Publisher: Buka Entertainment
Release Date: Q1 2005
Battle Mages: Sign of Darkness is the sequel to Battle Mages, a game released in Europe by Russian developer Targem that never found its way here to the US. Sign of Darkness is still in beta, but I was able to play an early build to find out what this title was all about.
You play a floaty spirit guy who takes up the lower portion of the screen at all times, and the game is an RPG in that your character learns spells and gains experience, but most of the combat takes place by purchasing units from towns and having them go out and fight for you. Sign of Darkness tries to be an RTS but comes up short on a few counts. Usually, when I’m given a minimap, I expect that I can click on it and move my view to wherever I clicked. However, in this game I have to manually fly my spirit character around, which gets more and more cumbersome as the game wears on.
According to the story, the player will uncover treacherous plans, lead vengeful races into battle, oppose violent creatures, and command the green hills of Daenmor with his dark ways. It all sounds quite promising, but unfortunately, the game never reaches its full potential because while the Big Idea was decent, the execution is severely lacking. The primary objective is to accomplish quests. Of course, you aren't really given much information or background on the quests, usually just a one-line description like, “Save the Warriors in the Cave.” So you do the quest, get some experience and some gold, and you hire more troops at the nearby town and perhaps purchase an item or two. Lather, rinse, repeat. Now if the quests were a bit more fleshed out, I can see the makings for a decent game here.

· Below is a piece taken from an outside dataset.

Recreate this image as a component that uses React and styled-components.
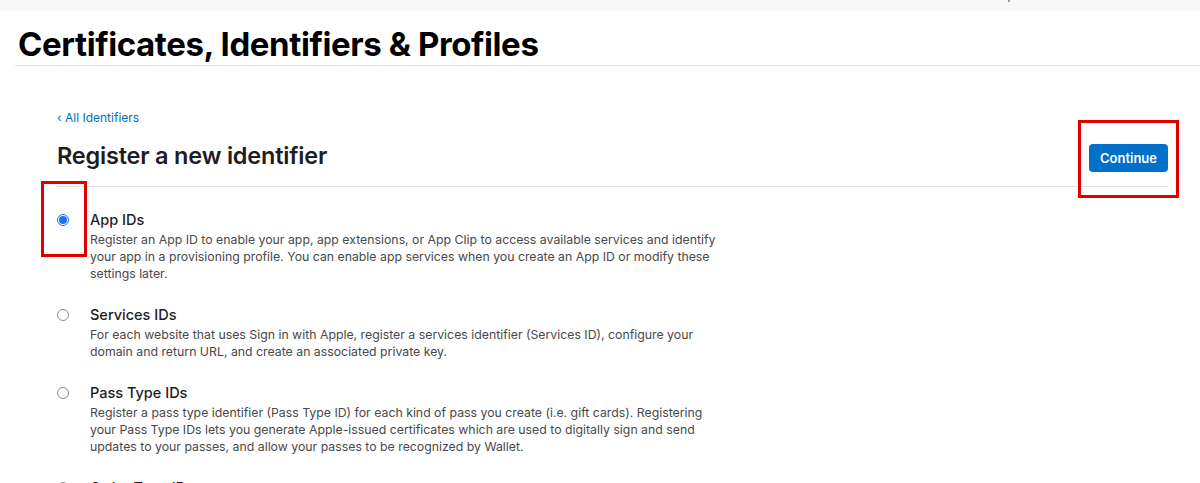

There is possibly a lot to do in this game, but that's hindered by sub-par game design. You have spells which can help your troops fight, but you typically don’t have enough mana to cast more than a handful, and the effect they have on the battle is slight. I couldn’t really find any sort of strategy either, as it seemed like winning fights was more about having more troops than there were critters to kill. Additionally, if you are ever far from your troops, you lose mana so it feels like you’re playing an RTS in which the camera controls are sub-par, your spirit character takes up a large amount of your view at all times, and moving the camera to look around actually decreases your mana.
Games from Eastern European companies generally don't have a very good track record regarding hiring English actors to do their voiceovers. While it may not be a high priority for the developers, it certainly takes away from the enjoyment of the game to hear the characters speak accented English. The background music is not much better and failed to create an engrossing experience so I simply turned it off.
The game will also have multiplayer capabilities with maps specifically designed for LAN and online play. Unfortunately, our build did not include this functionality so we are unable to put it to the test or report on any available mode(s).
With a targeted release date of Q1 2005, Buka and Targem will have to do some serious magic to get Battle Mages: Sign of Darkness into shape … magic that is currently lacking in the game itself.